District Court of Appeal of Florida, Third District
Sep 7, 1984
454 So. 2d 13 (Fla. Dist. Ct. App. 1984)

Opinion

No. 83-2350.

July 17, 1984. Rehearing Denied September 7, 1984.

Appeal from the Circuit Court, Dade County, Lewis B. Whitworth, J.

Gelb Spatz and Carl A. Spatz, Kathleen V. McCarthy, Miami, for appellant.

DeMeo Sherman and Thomas G. Sherman, Coral Gables, for appellee.

Before HUBBART, BASKIN and FERGUSON, JJ.


Plaintiff brought suit against Idy Corp., d/b/a Crazy Horse Saloon and its insurance company seeking compensatory and punitive damages. She alleged injury resulting from two separate acts of assault and battery committed on the same evening by Crazy Horse employees. The trial court directed a verdict on the issue of liability as to both alleged assault incidents. The jury subsequently awarded $5,000 compensatory damages and $50,000 punitive damages to the plaintiff. There was no apportionment of damages as between the two alleged assaults. Idy Corp. appeals, asserting as its main contention that the trial court erred in directing a verdict in reference to the first assault.

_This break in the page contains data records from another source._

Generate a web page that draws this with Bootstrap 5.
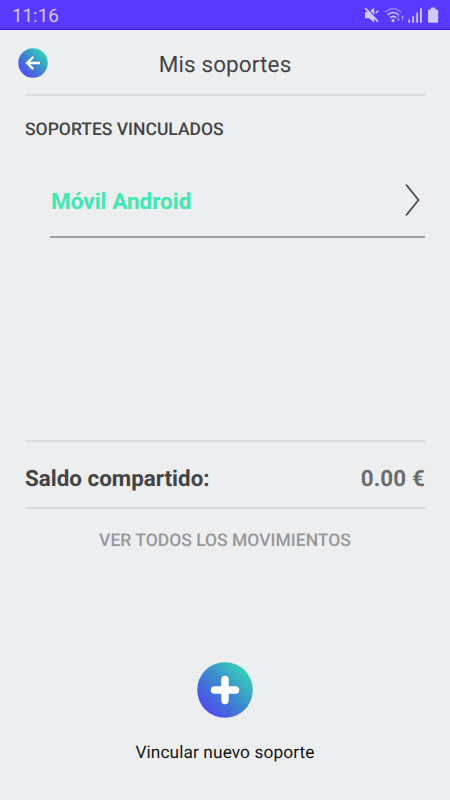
<!DOCTYPE html>
<html lang="es">
<head>
<meta charset="utf-8">
<meta name="viewport" content="width=device-width, initial-scale=1">
<title>Mis soportes</title>
<link href="https://cdn.jsdelivr.net/npm/bootstrap@5.3.0/dist/css/bootstrap.min.css" rel="stylesheet">
<style>
  body { font-family: Roboto, sans-serif; background: #edeef0; color: #434446; line-height: 1; text-rendering: geometricPrecision; }
  .screen { height: 800px; width: 450px; overflow: hidden; }
  .statusbar { height: 30px; background: #5938ff; border-bottom: 1px solid #3c14dc; color: #d2c8fb; padding: 1px 11px 0 12px; }
  .clock { font-size: 18.8px; padding-top: 2px; }
  .topbar { height: 66px; margin: 0 25px; padding-top: 2px; border-bottom: 2px solid #dbdcde; }
  .back { width: 30px; height: 30px; margin-left: -7px; }
  .title { font-size: 22.5px; letter-spacing: .12px; padding-top: 5px; margin-right: 23px; }
  .section-title { height: 66px; margin: 0 25px; padding-top: 2px; font-size: 17.5px; font-weight: 500; }
  .device { height: 76px; margin: 0 25px 0 50px; padding: 2px 4px 0 1px; border-bottom: 2px solid #a0a1a3; color: #40e8b2; font-size: 22.5px; font-weight: 700; }
  .device-name { padding-top: 4px; }
  .devices { height: 278px; }
  .balance { height: 69px; margin: 0 25px; padding-top: 9px; border: solid #dbdcde; border-width: 2px 0; font-size: 22.4px; font-weight: 700; }
  .amount { color: #6b6c6e; letter-spacing: .15px; }
  .movements { height: 62px; padding-top: 3px; font-size: 17.5px; font-weight: 500; color: #97989a; }
  .add { margin-top: 91px; color: #161616; font-size: 17.3px; letter-spacing: .1px; }
  .add-label { margin-top: 27px; }
</style>
<script src="https://cdn.jsdelivr.net/npm/bootstrap@5.3.0/dist/js/bootstrap.bundle.min.js"></script>
</head>
<body>
<div class="screen d-flex flex-column">
  <header class="statusbar d-flex align-items-center justify-content-between flex-shrink-0">
    <span class="clock">11:16</span>
    <svg width="76" height="20" viewBox="363 5 76 20" fill="#d2c8fb">
      <path d="M365 12h4l5.2-4.6v15.2l-5.2-4.4h-4z"/>
      <path d="M366.2 7.2l14 15" stroke="#5938ff" stroke-width="1.4" fill="none"/>
      <path d="M365.2 8.2l12.8 13.4" stroke="#d2c8fb" stroke-width="1.8" fill="none"/>
      <path d="M375.6 13.2l2.6-2.6" stroke="#d2c8fb" stroke-width="1.6"/>
      <g fill="none" stroke="#d2c8fb" stroke-width="1.6">
        <path d="M385.2 12.2q8-7.2 16 0" opacity=".45"/>
        <path d="M387.6 15q5.6-5 11.2 0"/>
        <path d="M390.2 17.7q3-2.6 6 0"/>
      </g>
      <circle cx="393" cy="20.4" r="1.5"/>
      <path d="M398.3 15.5v5m-1.6-1.8l1.6 2 1.6-2M402.5 21v-5m-1.6 1.8l1.6-2 1.6 2" fill="none" stroke="#d2c8fb" opacity=".5"/>
      <path d="M408.3 19.5h1.8v3.2h-1.8zM412.3 16.3h1.8v6.4h-1.8zM416.3 12.5h1.8v10.2h-1.8zM420 8.3h1.8v14.4H420z"/>
      <path d="M430.8 7.5h4.4v2h1.8q1.2 0 1.2 1.2v11q0 1-1.2 1h-7.8q-1.2 0-1.2-1v-11q0-1.2 1.2-1.2h1.6z"/>
    </svg>
  </header>

  <nav class="topbar d-flex align-items-center flex-shrink-0">
    <svg class="back flex-shrink-0" viewBox="0 0 30 30">
      <defs>
        <linearGradient id="brand" x1=".1" y1=".9" x2=".9" y2=".1">
          <stop offset="0" stop-color="#5045ef"/>
          <stop offset=".5" stop-color="#3c87cf"/>
          <stop offset="1" stop-color="#32d8b4"/>
        </linearGradient>
      </defs>
      <circle cx="15" cy="15" r="14.7" fill="url(#brand)"/>
      <path d="M22 15H9M15.3 8.8L9.1 15l6.2 6.2" fill="none" stroke="#fff" stroke-width="2.4"/>
    </svg>
    <h1 class="title flex-grow-1 text-center fw-normal mb-0 lh-1">Mis soportes</h1>
  </nav>

  <h2 class="section-title d-flex align-items-center flex-shrink-0 mb-0">SOPORTES VINCULADOS</h2>

  <main class="devices flex-shrink-0">
    <a class="device d-flex align-items-center justify-content-between text-decoration-none" href="#">
      <span class="device-name">Móvil Android</span>
      <svg width="18" height="34" viewBox="0 0 18 34" fill="none" stroke="#4a4b4d" stroke-width="1.8"><path d="M3 1.5L15.5 17 3 32.5"/></svg>
    </a>
  </main>

  <section class="balance d-flex align-items-center justify-content-between flex-shrink-0">
    <span>Saldo compartido:</span>
    <span class="amount">0.00 €</span>
  </section>
  <a class="movements d-flex align-items-center justify-content-center flex-shrink-0 text-decoration-none" href="#">VER TODOS LOS MOVIMIENTOS</a>

  <a class="add d-flex flex-column align-items-center text-decoration-none" href="#">
    <svg width="56" height="56" viewBox="0 0 56 56">
      <circle cx="28" cy="28" r="27.8" fill="url(#brand)"/>
      <path d="M28 17.5v21M17.5 28h21" stroke="#fff" stroke-width="7.4" stroke-linecap="round"/>
    </svg>
    <span class="add-label">Vincular nuevo soporte</span>
  </a>
</div>
</body>
</html>
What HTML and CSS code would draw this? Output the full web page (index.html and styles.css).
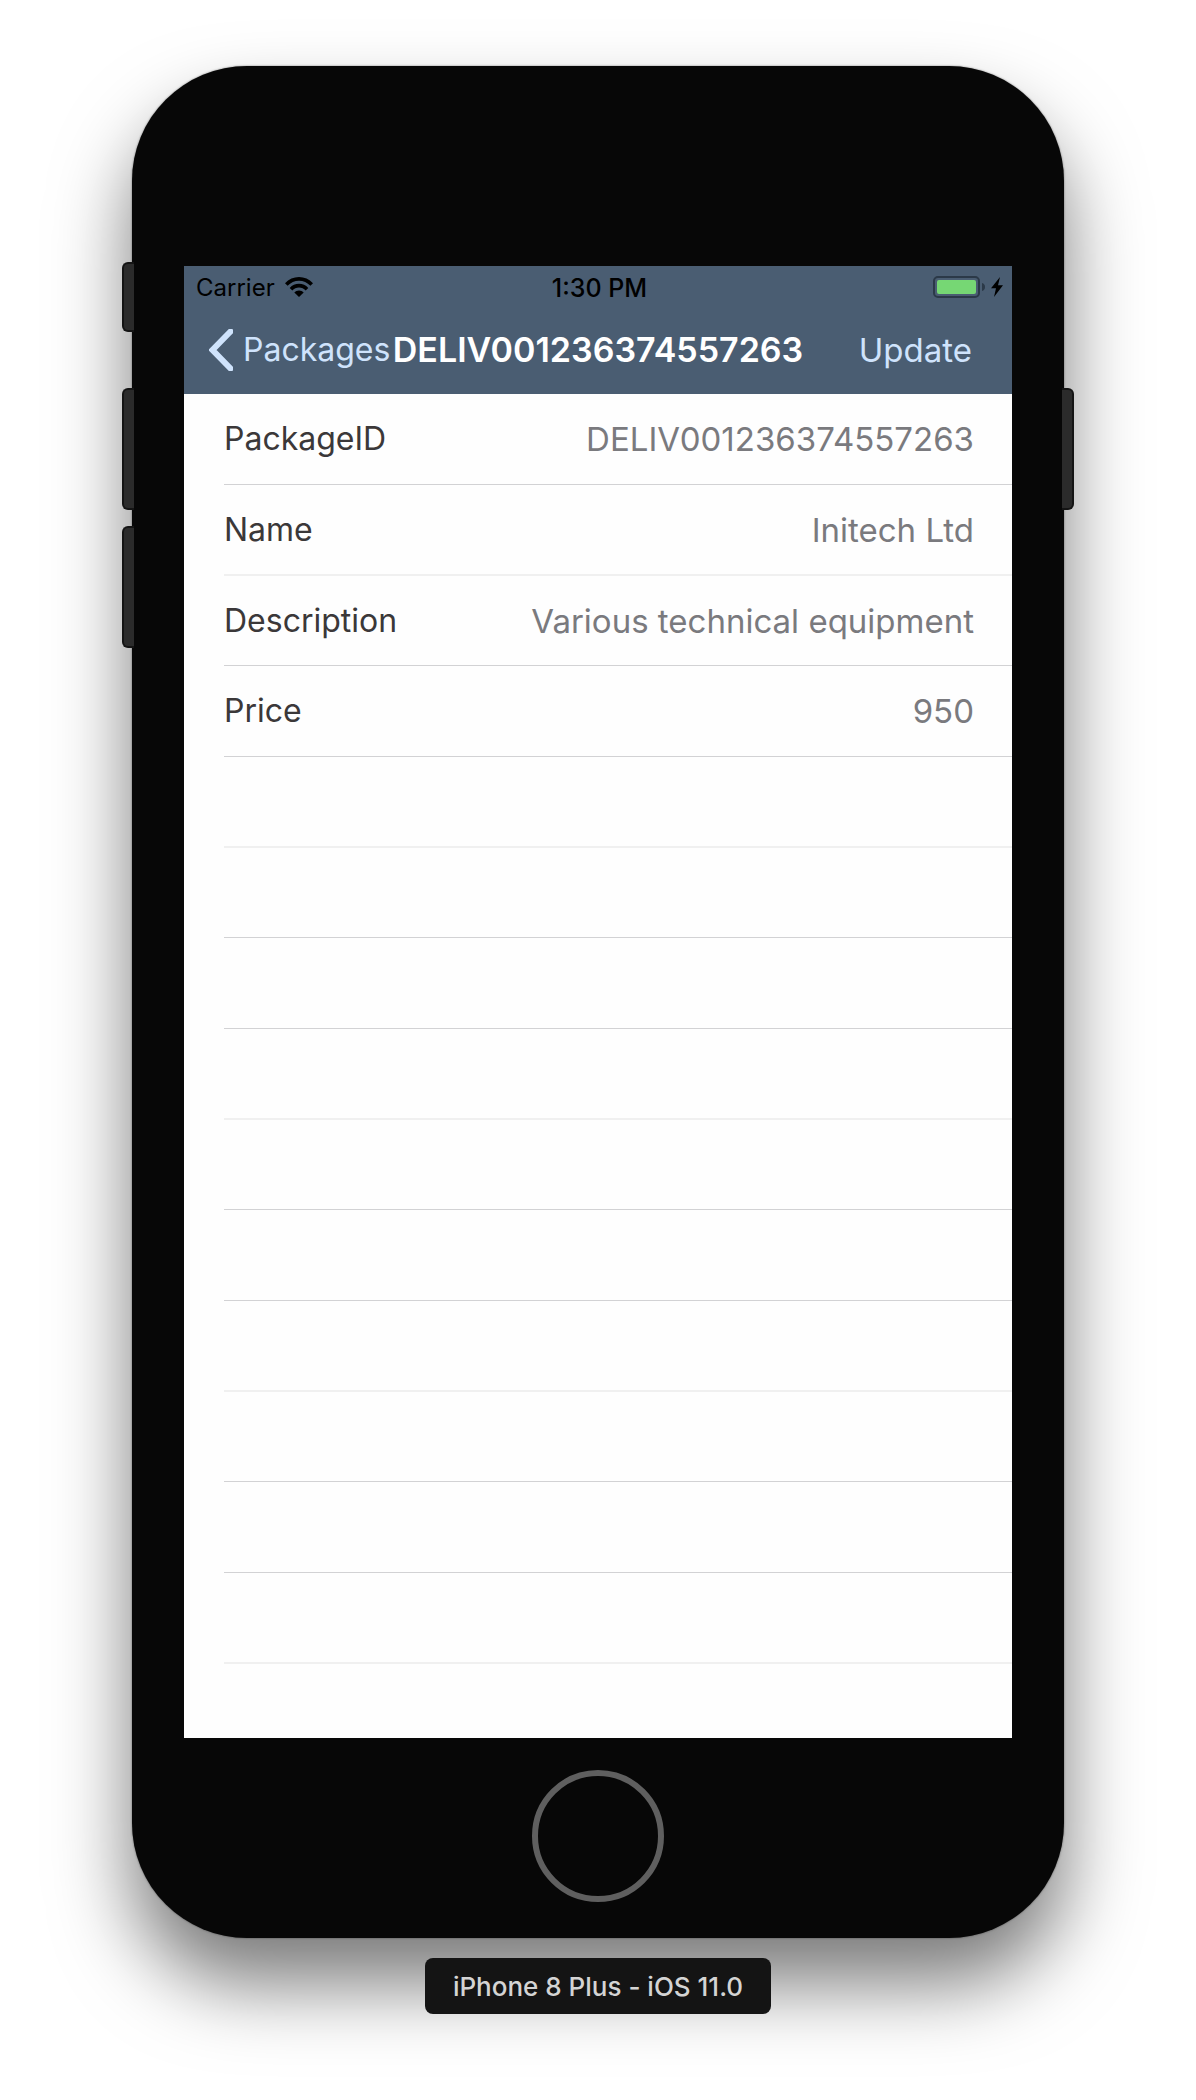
FILE: index.html
```html
<!DOCTYPE html>
<html lang="en">
<head>
<meta charset="utf-8">
<meta name="viewport" content="width=device-width, initial-scale=1">
<title>Package details</title>
<link rel="stylesheet" href="styles.css">
</head>
<body>
<div class="stage">
  <div class="phone">
    <span class="side-key mute"></span>
    <span class="side-key volume-up"></span>
    <span class="side-key volume-down"></span>
    <span class="side-key power"></span>

    <div class="screen">
      <header class="top">
        <div class="status">
          <div class="status-left">
            <span class="carrier">Carrier</span>
            <svg class="wifi" viewBox="0 0 28 20" aria-hidden="true">
              <path d="M0 6.2C3.8 2.200 8.700 0 14 0s10.200 2.200 14 6.200l-2.600 2.600C22.300 5.500 18.300 3.700 14 3.700S5.700 5.500 2.600 8.800z"/>
              <path d="M4.700 10.900C7.200 8.200 10.400 6.800 14 6.800s6.800 1.400 9.300 4.100l-2.600 2.600c-1.800-2-4.100-3.100-6.700-3.100s-4.900 1.100-6.700 3.100z"/>
              <path d="M9.300 15.500c1.200-1.300 2.800-2.100 4.700-2.100s3.500.8 4.700 2.100L14 20z"/>
            </svg>
          </div>
          <span class="time">1:30 PM</span>
          <div class="status-right">
            <svg class="battery" viewBox="0 0 52 22" aria-hidden="true">
              <rect x="1" y="1" width="45" height="20" rx="4" fill="none" stroke="#2b3948" stroke-width="2"/>
              <rect x="4" y="4" width="39" height="14" rx="2" fill="#76d774"/>
              <path d="M49 7c2 .6 3 2 3 4s-1 3.400-3 4z" fill="#2b3948"/>
            </svg>
            <svg class="bolt" viewBox="0 0 12 20" aria-hidden="true">
              <path d="M9 0 0 11.200h5L3 20l9-11.700H7z"/>
            </svg>
          </div>
        </div>
        <nav class="bar">
          <a class="back" href="#packages">
            <svg class="chevron" viewBox="0 0 24 42" aria-hidden="true"><path d="M21.500 2.500 3.500 21l18 18.500"/></svg>
            <span>Packages</span>
          </a>
          <h1 class="title">DELIV001236374557263</h1>
          <button class="update" type="button">Update</button>
        </nav>
      </header>

      <main class="content">
        <dl class="fields">
          <div class="row"><dt>PackageID</dt><dd>DELIV001236374557263</dd></div>
          <div class="row"><dt>Name</dt><dd>Initech Ltd</dd></div>
          <div class="row"><dt>Description</dt><dd>Various technical equipment</dd></div>
          <div class="row"><dt>Price</dt><dd>950</dd></div>
        </dl>
        <div class="blank" aria-hidden="true">
          <div class="row"></div>
          <div class="row"></div>
          <div class="row"></div>
          <div class="row"></div>
          <div class="row"></div>
          <div class="row"></div>
          <div class="row"></div>
          <div class="row"></div>
          <div class="row"></div>
          <div class="row"></div>
        </div>
      </main>
    </div>

    <button class="home" type="button" aria-label="Home"></button>
  </div>
  <p class="device">iPhone 8 Plus - iOS 11.0</p>
</div>
</body>
</html>
```
FILE: styles.css
```css
* {
  box-sizing: border-box;
}

body {
  margin: 0;
  background: #fff;
  font-family: Inter, "Liberation Sans", sans-serif;
  font-size: 33px;
  line-height: 40px;
}

button {
  padding: 0;
  border: 0;
  background: none;
  color: inherit;
  font: inherit;
}

.stage {
  display: flex;
  flex-direction: column;
  align-items: center;
  gap: 20px;
  padding: 66px 132px 86px;
  overflow: hidden;
}

/* Device body */
.phone {
  position: relative;
  display: flex;
  flex-direction: column;
  align-items: center;
  align-self: stretch;
  gap: 32px;
  padding: 200px 52px 36px;
  border-radius: 115px;
  background: #070707;
  box-shadow: 0 0 2px rgba(0, 0, 0, 0.5), 0 46px 78px rgba(0, 0, 0, 0.52);
}

.side-key {
  position: absolute;
  left: -10px;
  width: 12px;
  height: 122px;
  border: 2px solid #141414;
  border-right: 0;
  border-radius: 6px 0 0 6px;
  background: #2b2b2b;
}

.mute {
  top: 196px;
  height: 70px;
}

.volume-up,
.power {
  top: 322px;
}

.volume-down {
  top: 460px;
}

.power {
  right: -10px;
  left: auto;
  border-right: 2px solid #141414;
  border-left: 0;
  border-radius: 0 6px 6px 0;
}

.home {
  width: 132px;
  height: 132px;
  border: 6px solid #5f5f5f;
  border-radius: 50%;
}

/* Screen */
.screen {
  align-self: stretch;
  background: #fefefe;
}

.top {
  background: #4a5d72;
}

.status {
  display: grid;
  grid-template-columns: 1fr auto 1fr;
  align-items: center;
  height: 40px;
  padding: 0 9px 0 12px;
  color: #000;
  font-size: 24px;
}

.status-left,
.status-right {
  display: flex;
  align-items: center;
  gap: 10px;
}

.status-right {
  justify-content: flex-end;
  gap: 6px;
}

.carrier,
.time {
  padding-top: 2px;
}

.time {
  font-size: 25px;
  font-weight: 500;
}

.wifi {
  width: 28px;
  height: 20px;
}

.battery {
  width: 52px;
  height: 22px;
}

.bolt {
  width: 12px;
  height: 20px;
}

.bar {
  display: grid;
  grid-template-columns: minmax(0, 1fr) auto minmax(0, 1fr);
  align-items: center;
  height: 88px;
  padding: 0 25px;
  color: #cfe3fc;
}

.back {
  display: flex;
  align-items: center;
  gap: 10px;
  color: inherit;
  font-size: 32px;
  text-decoration: none;
}

.chevron {
  flex: none;
  width: 24px;
  height: 42px;
  fill: none;
  stroke: currentColor;
  stroke-width: 6;
  stroke-linecap: round;
}

.title {
  margin: 0;
  color: #fff;
  font-size: 34px;
  font-weight: 600;
}

.update {
  justify-self: end;
  margin-right: 15px;
}

/* Details list */
.content {
  padding: 0 0 74px 40px;
}

.fields {
  margin: 0;
}

.row {
  display: flex;
  align-items: center;
  justify-content: space-between;
  height: 91px;
  padding-right: 38px;
  border-bottom: 1px solid #d2d2d4;
}

.fields .row:nth-child(3n + 2),
.blank .row:nth-child(3n + 1) {
  border-bottom: 2px solid #f0f0f0;
}

.fields .row:nth-child(3n),
.blank .row:nth-child(3n + 2) {
  height: 90px;
}

dt {
  color: #3b3839;
  font-size: 32px;
}

dd {
  margin: 0;
  color: #7a7a7e;
}

.device {
  margin: 0;
  padding: 9px 28px 7px;
  border-radius: 8px;
  background: #141414;
  color: #d4d4d4;
  font-size: 26px;
  font-weight: 500;
  z-index: 1;
}
```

Two different attorneys appeared on behalf of the defendant, Idy Corp., as its insurer would defend only against the claim for compensatory damages. Idy Corp. retained independent counsel to represent it against the punitive damage claim. Idy Corp. asserts as error the trial court's refusal to allow both attorneys to participate in the first day of a two-day trial. Our reversal on other grounds renders this issue moot. On retrial, both attorneys shall be given a full opportunity to participate.

A trial court may properly direct a verdict only in the absence of any evidence or reasonable inferences supportive of the position of the nonmoving party. Hendricks v. Dailey, 208 So.2d 101 (Fla. 1968); Dandashi v. Fine, 397 So.2d 442 (Fla.3d DCA 1981). Although defendant offered no testimony at trial concerning the second assault, it did offer some evidence to dispute the tortious nature of the first alleged assault. Several witnesses gave testimony tending to prove that plaintiff became a trespasser by creating a disturbance and then refusing to leave the premises after being asked. The issue of whether defendant's employees used reasonable force to eject the plaintiff was, therefore, a jury question. The directed verdict was improper.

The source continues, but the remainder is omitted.